Three of these extraordinary vessels sailed into Neiafu to a rousing welcome with much song and dance. They had sailed from NZ via Tahiti and Samoa using Polynesian navigation methods. Quite a special site. These are smaller replicas of the traditional vayaging waka which were larger, could carry more people, sail faster and better to windward than any of the European ships of the era.









Kelefesia in the Ha’apai Group. Quite the most perfect South Seas island we’ve visited. Very remote, breathtakingly beautiful, spectacular coral and tropical fish with under water visibilty to die for.

Just enough room in the lagoon for 2 or 3 boats.


Coconut and water melon
daiquiri – yum!!
Three traditional outrigger canoes and other evidence of periodic occupation on the north of this tiny island. There was a wary dog that looked fed so the people can’t have been too far away.
No trouble for Lily. The locals were impressed.
A modestly loaded boat with plenty of free board. You should see the others - Pangaimotu, near Nukualofa.

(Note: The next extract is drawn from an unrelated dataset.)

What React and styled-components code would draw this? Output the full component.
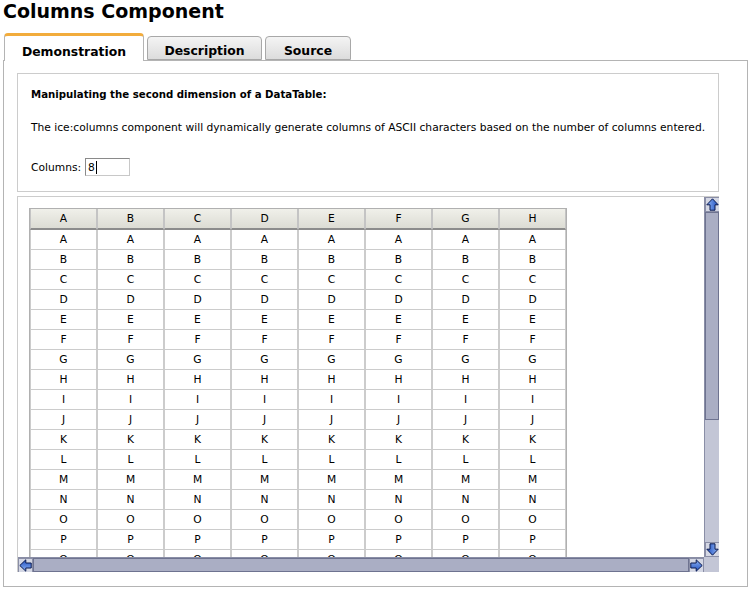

In Nukualofa we attended this feast of the Free Wesleyan Church conference. There were just 3 or 4 other palangi there among the 1000 or so at this enormous gathering. We were strongly encouraged to attend by all the locals we knew who said it would be an honour to have palangi at their table. We had no idea what to expect nor how to conduct ourselves but took the risk. We were culturally out of our depth and Lily and Jackson were completely at sea. After much speech making the tables filled so quickly we could find no space for the four of us. I eventually identified the ushers, one of whom simply had a space for us vacated which left us seriously uncomfortable. Having taken the decision to attend I figured the only thing to do was to get it wrong ‘til we got it right and put up with the discomfort.
So we took the seats offered. The tables, perhaps 30 of them, were groaning with the weight of food of every Tongan variety. There were no plates or cutlery and awful cheap soft drinks. After grace it was all on. Our table had perhaps 6 whole roast piglets which, to the kids horror, were dismembered by hand with gusto and passed around. Janet and I were game to sample most dishes but Lily and Jackson had more trouble. Someone had the presence of mind to offer them an apple each – food they could recognise and that’s all Lily managed to swallow. Jackson was a little more adventurous but both needed a meal when we got back to Navire. I think their verdict was “that was weird but worth it.”
At the close of the meal ten or more of these exquisite tapa (gnatoo in Tongan) cloths were presented.